Leaked Messages Show Kavanaugh Tried to Refute Accuser's Claim Before it Went Public

Supreme Court nominee Brett Kavanaugh's claims are falling apart under renewed scrutiny amid an FBI investigation into the sexual misconduct allegations against him.

NBC News reports that text messages between Kavanaugh's friends contradict his claim to the Senate Judiciary Committee about a former college classmate who accused him of exposing himself to her.

Last month, former Yale classmate Deborah Ramirez alleged that Kavanaugh exposed his penis to her during a college party in the 1980s. During a hearing before the Judiciary Committee, Kavanaugh claimed that he had never heard of the allegations until they were reported in the press.

But according to NBC News, the leaked text messages show that Kavanaugh contacted his old friends to refute the claim months before it became public.

The texts between Kerry Berchem and Karen Yarasavage, both friends of Kavanaugh, suggest that the judge personally contacted his college classmates about Ramirez's story well before The New Yorker published her claims.

In one text, Yarasavage revealed that Kavanaugh asked her to refute Ramirez's claim on the record.

According to NBC, two other messages show “communication between Kavanaugh's team and former classmates in advance of the story.”

But speaking to the Judiciary Committee last week, Kavanaugh claimed it was Ramirez who was “calling around to classmates trying to see if they remembered it.”

Kavanaugh told the Senate panel that it “strikes me as, you know, what is going on here? When someone is calling around to try to refresh other people? Is that what’s going on? What’s going on with that? That doesn’t sound — that doesn’t sound — good to me. It doesn’t sound fair. It doesn’t sound proper. It sounds like an orchestrated hit to take me out.”

Berchem told NBC News that she sent a memo to the FBI but has not heard back.

“I understand that President Trump and the U.S. Senate have ordered an FBI investigation into certain allegations of sexual misconduct by the nominee Brett Kavanaugh,” she said in a statement to the network. “I have no direct or indirect knowledge about any of the allegations against him. However, I am in receipt of text messages from a mutual friend of both Debbie and mine that raise questions related to the allegations. I have not drawn any conclusions as to what the texts may mean or may not mean but I do believe they merit investigation by the FBI and the Senate."

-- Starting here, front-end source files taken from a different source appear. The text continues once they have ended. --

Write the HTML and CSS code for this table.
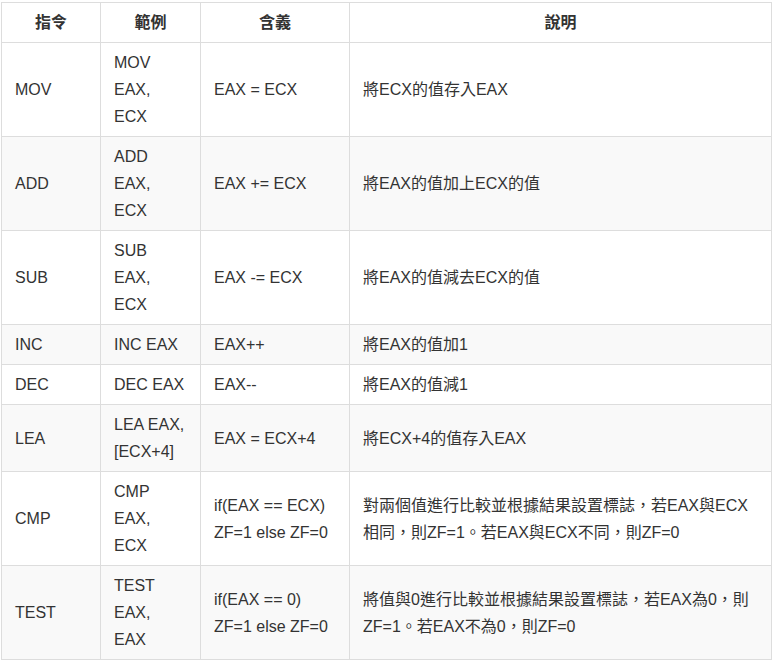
FILE: index.html
```html
<!DOCTYPE html>
<html lang="zh-Hant">
<head>
<meta charset="utf-8">
<link rel="stylesheet" href="styles.css">
</head>
<body>
<div class="wrap">
<table class="asm">
  <colgroup>
    <col class="c1"><col class="c2"><col class="c3"><col class="c4">
  </colgroup>
  <thead>
    <tr><th>指令</th><th>範例</th><th>含義</th><th>說明</th></tr>
  </thead>
  <tbody>
    <tr><td>MOV</td><td class="ex">MOV EAX, ECX</td><td>EAX = ECX</td><td>將ECX的值存入EAX</td></tr>
    <tr><td>ADD</td><td class="ex">ADD EAX, ECX</td><td>EAX += ECX</td><td>將EAX的值加上ECX的值</td></tr>
    <tr><td>SUB</td><td class="ex">SUB EAX, ECX</td><td>EAX -= ECX</td><td>將EAX的值減去ECX的值</td></tr>
    <tr><td>INC</td><td class="ex">INC EAX</td><td>EAX++</td><td>將EAX的值加1</td></tr>
    <tr><td>DEC</td><td class="ex">DEC EAX</td><td>EAX--</td><td>將EAX的值減1</td></tr>
    <tr><td>LEA</td><td class="ex">LEA EAX, [ECX+4]</td><td>EAX = ECX+4</td><td>將ECX+4的值存入EAX</td></tr>
    <tr><td>CMP</td><td class="ex">CMP EAX, ECX</td><td>if(EAX == ECX) ZF=1 else ZF=0</td><td>對兩個值進行比較並根據結果設置標誌，若EAX與ECX相同，則ZF=1。若EAX與ECX不同，則ZF=0</td></tr>
    <tr><td>TEST</td><td class="ex">TEST EAX, EAX</td><td>if(EAX == 0) ZF=1 else ZF=0</td><td>將值與0進行比較並根據結果設置標誌，若EAX為0，則ZF=1。若EAX不為0，則ZF=0</td></tr>
  </tbody>
</table>
</div>
</body>
</html>
```

FILE: styles.css
```css
html, body {
  margin: 0;
  padding: 0;
  background: #fff;
}
.wrap {
  padding: 2px 0 0 1px;
}
.asm {
  border-collapse: collapse;
  table-layout: fixed;
  width: 770px;
  font-family: "Liberation Sans", Arial, "Noto Sans CJK TC", sans-serif;
  font-size: 16px;
  line-height: 27px;
  color: #333;
}
.c1 { width: 99px; }
.c2 { width: 100px; }
.c3 { width: 149px; }
.c4 { width: 422px; }
.asm th, .asm td {
  border: 1px solid #ddd;
  padding: 6px 13px;
  vertical-align: middle;
  text-align: left;
}
.asm td.ex {
  padding-right: 14px;
}
.asm th {
  font-weight: bold;
  text-align: center;
}
.asm tbody tr:nth-child(even) td {
  background: #f9f9f9;
}
```
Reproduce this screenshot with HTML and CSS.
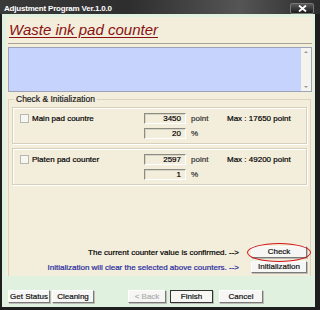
FILE: index.html
```html
<!DOCTYPE html>
<html lang="en">
<head>
    <meta charset="UTF-8">
    <title>Adjustment Program</title>
    <link rel="stylesheet" href="styles.css">
</head>
<body>
    <div class="window">
        <div class="titlebar">
            <span class="title">Adjustment Program Ver.1.0.0</span>
            <span class="close">
                <svg width="9" height="7" viewBox="0 0 9 7"><path d="M1 0.5 L8 6.5 M8 0.5 L1 6.5" stroke="#fff" stroke-width="1.8"/></svg>
            </span>
        </div>
        <div class="frame">
            <div class="panel">
                <div class="heading">Waste ink pad counter</div>
                <div class="memo">
                    <div class="scrollbar">
                        <span class="arrow up"></span>
                        <span class="arrow down"></span>
                    </div>
                </div>
                <fieldset class="group">
                    <legend>Check &amp; Initialization</legend>

                    <div class="counter">
                        <label class="counter-name"><span class="checkbox"></span>Main pad countre</label>
                        <span class="field">3450</span>
                        <span class="unit">point</span>
                        <span class="max">Max : 17650 point</span>
                        <span></span>
                        <span class="field">20</span>
                        <span class="unit">%</span>
                    </div>

                    <div class="counter">
                        <label class="counter-name"><span class="checkbox"></span>Platen pad counter</label>
                        <span class="field">2597</span>
                        <span class="unit">point</span>
                        <span class="max">Max : 49200 point</span>
                        <span></span>
                        <span class="field">1</span>
                        <span class="unit">%</span>
                    </div>

                    <div class="actions">
                        <div class="action-row">
                            <span>The current counter value is confirmed. --&gt;</span>
                            <span class="check-wrap">
                                <button class="btn action-btn">Check</button>
                                <span class="ring"></span>
                            </span>
                        </div>
                        <div class="action-row info">
                            <span>Initialization will clear the selected above counters. --&gt;</span>
                            <button class="btn action-btn">Initialization</button>
                        </div>
                    </div>
                </fieldset>
            </div>

            <div class="buttons">
                <button class="btn">Get Status</button>
                <button class="btn">Cleaning</button>
                <button class="btn back" disabled>&lt; Back</button>
                <button class="btn default">Finish</button>
                <button class="btn cancel">Cancel</button>
            </div>
        </div>
    </div>
</body>
</html>
```

FILE: styles.css
```css
body {
    margin: 0;
    background-color: #000;
    font-family: "Liberation Sans", Arial, sans-serif;
    font-size: 8px;
    color: #000;
    -webkit-text-stroke: 0.2px currentColor;
}
.window {
    width: 320px;
    height: 310px;
    display: flex;
    flex-direction: column;
    background-color: #1e1e1e;
}
.titlebar {
    height: 14px;
    flex: none;
    display: flex;
    align-items: center;
    justify-content: space-between;
    padding: 0 6px 0 4px;
    background: linear-gradient(90deg, #3a3a3a 0%, #2e2e2e 40%, #555 75%, #2c2c2c 100%);
}
.title {
    color: #fff;
    font-weight: bold;
    font-size: 8px;
    letter-spacing: -0.2px;
    padding-top: 3px;
    -webkit-text-stroke: 0;
}
.close {
    width: 22px;
    height: 9px;
    margin-top: 2px;
    display: flex;
    align-items: center;
    justify-content: center;
    background: linear-gradient(#5a5a5a, #1a1a1a);
    border: 1px solid #777;
    border-radius: 2px;
}
.frame {
    flex: 1;
    margin: 0 5px 3px 2px;
    padding: 3px 2px 0 4px;
    background-color: #e1f1e0;
    display: flex;
    flex-direction: column;
}
.panel {
    height: 259px;
    padding: 0 1px 0 2px;
    background-color: #f3eddb;
    display: flex;
    flex-direction: column;
}
.heading {
    height: 26px;
    padding-left: 1px;
    border-bottom: 1px solid #a8a493;
    color: #8a1010;
    font-style: italic;
    font-size: 15px;
    line-height: 26px;
    text-decoration: underline;
    text-decoration-thickness: 1px;
    text-underline-offset: 2px;
    -webkit-text-stroke: 0;
}
.memo {
    height: 43px;
    margin-top: 3px;
    border: 1px solid #9aa3b8;
    background-color: #c6d3fc;
    display: flex;
    justify-content: flex-end;
}
.scrollbar {
    width: 10px;
    background-color: #f4f3ee;
    display: flex;
    flex-direction: column;
    justify-content: space-between;
    align-items: center;
    padding: 3px 0;
}
.arrow {
    width: 0;
    height: 0;
    border-left: 2px solid transparent;
    border-right: 2px solid transparent;
}
.arrow.up {
    border-bottom: 2px solid #999;
}
.arrow.down {
    border-top: 2px solid #999;
}
.group {
    margin: 2px 1px 0 0;
    padding: 3px 3px 0 3px;
    border: 1px solid #d9d3c0;
    border-bottom: none;
    flex: 1;
}
.group legend {
    padding: 0 2px;
    margin-left: 2px;
    font-size: 8.5px;
    line-height: 10px;
    color: #222;
}
.counter {
    display: grid;
    grid-template-columns: 124px 42px 36px 1fr;
    grid-auto-rows: 11px;
    row-gap: 4px;
    align-items: center;
    padding: 5px 0 4px 7px;
    margin-bottom: 4px;
    border: 1px solid #d6d0bc;
    box-shadow: inset 1px 1px 0 #fff, 1px 1px 0 #fff;
}
.counter-name {
    display: flex;
    align-items: center;
    gap: 3px;
}
.checkbox {
    width: 7px;
    height: 7px;
    background-color: #f6f6f2;
    border: 1px solid #b8b8b0;
}
.field {
    height: 9px;
    line-height: 9px;
    padding-right: 4px;
    text-align: right;
    border: 1px solid;
    border-color: #8c8c84 #fff #fff #8c8c84;
    box-shadow: inset 1px 1px 0 #d8d4c4;
}
.unit {
    padding-left: 5px;
    color: #333;
}
.max {
    padding-left: 5px;
}
.actions {
    margin-top: 61px;
    display: flex;
    flex-direction: column;
    gap: 3px;
}
.action-row {
    display: flex;
    justify-content: flex-end;
    align-items: center;
    gap: 12px;
}
.action-row.info {
    color: #1f2a9e;
}
.btn {
    font-family: "Liberation Sans", Arial, sans-serif;
    font-size: 8px;
    color: #111;
    -webkit-text-stroke: 0.2px currentColor;
    white-space: nowrap;
    height: 13px;
    padding: 0;
    background-color: #f6f6f4;
    border: 1px solid;
    border-color: #fff #7a7a7a #7a7a7a #fff;
    box-shadow: 1px 1px 0 #bdbdb6;
}
.action-btn {
    width: 56px;
    height: 12px;
    line-height: 8px;
}
.check-wrap {
    position: relative;
    display: flex;
}
.ring {
    position: absolute;
    left: -4px;
    top: -3px;
    width: 62px;
    height: 17px;
    border: 1.5px solid #d01818;
    border-radius: 50%;
}
.buttons {
    display: flex;
    align-items: center;
    gap: 2px;
    margin-top: 14px;
    padding-left: 2px;
}
.buttons .btn {
    width: 42px;
}
.buttons .back {
    width: 38px;
    margin-left: 32px;
    color: #b0b0b0;
}
.buttons .default {
    width: 43px;
    margin-left: 2px;
    border-color: #333;
}
.buttons .cancel {
    width: 44px;
    margin-left: 4px;
}
```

Another woman who wants to speak to the FBI but has not gotten a response is Elizabeth Rasor, a former girlfriend of Kavanaugh's high school friend Mark Judge. Judge is alleged to have been in the room when Kavanaugh attempted to rape Christine Blasey Ford, according to her testimony to the Judiciary Committee.

An attorney for Rasor told The New Yorker that her client “has repeatedly made clear to the Senate Judiciary Committee and to the F.B.I. that she would like the opportunity to speak to them” but “received no substantive response.”

“She feels a sense of civic duty to tell what she knows,” added the attorney, Roberta Kaplan. “But the only response we’ve gotten are e-mails saying that our e-mails have been ‘received.’”

She added that an FBI official suggested she try calling an 800-number tip line.

Rasor came forward after hearing Judge's denials about the allegation to offer a sworn statement to the FBI “challenging Judge’s credibility,” The New Yorker reports.

Rasor said that “under normal circumstances, I wouldn’t reveal information that was told in confidence,” but, she added, “I can’t stand by and watch him lie.”

Rasor said that Judge told her about an incident involving him and other boys taking turns having sex with a drunk woman, but added she had no knowledge if Kavanaugh participated.

An anonymous male classmate who also came forward to corroborate Ramirez's claims told The New Yorker that he too has been unable to reach the FBI.

The classmate said he was “one-hundred-percent certain” he heard an account of the alleged incident a day or two after it happened.

“I thought it was going to be an investigation,” the classmate said, “but instead it seems it’s just an alibi for Republicans to vote for Kavanaugh.”

Another male classmate, Charles Ludington, also came forward to refute Kavanaugh's claims about his college drinking.

Ludington wrote that Kavanaugh often became “belligerent and aggressive” after excessive drinking.

“I can unequivocally say that in denying the possibility that he ever blacked out from drinking, and in downplaying the degree and frequency of his drinking, Brett has not told the truth,” Ludington wrote. “I felt it was my civic duty to tell of my experience while drinking with Brett, and I offer this statement to the press. I have no desire to speak further publicly, and nothing more to say to the press at this time. I will however, take my information to the F.B.I.”

Kavanaugh has vehemently denied all of the allegations against him.

The FBI investigation into the matters is expected to wrap up by Friday due to a time-limit imposed by President Donald Trump's White House.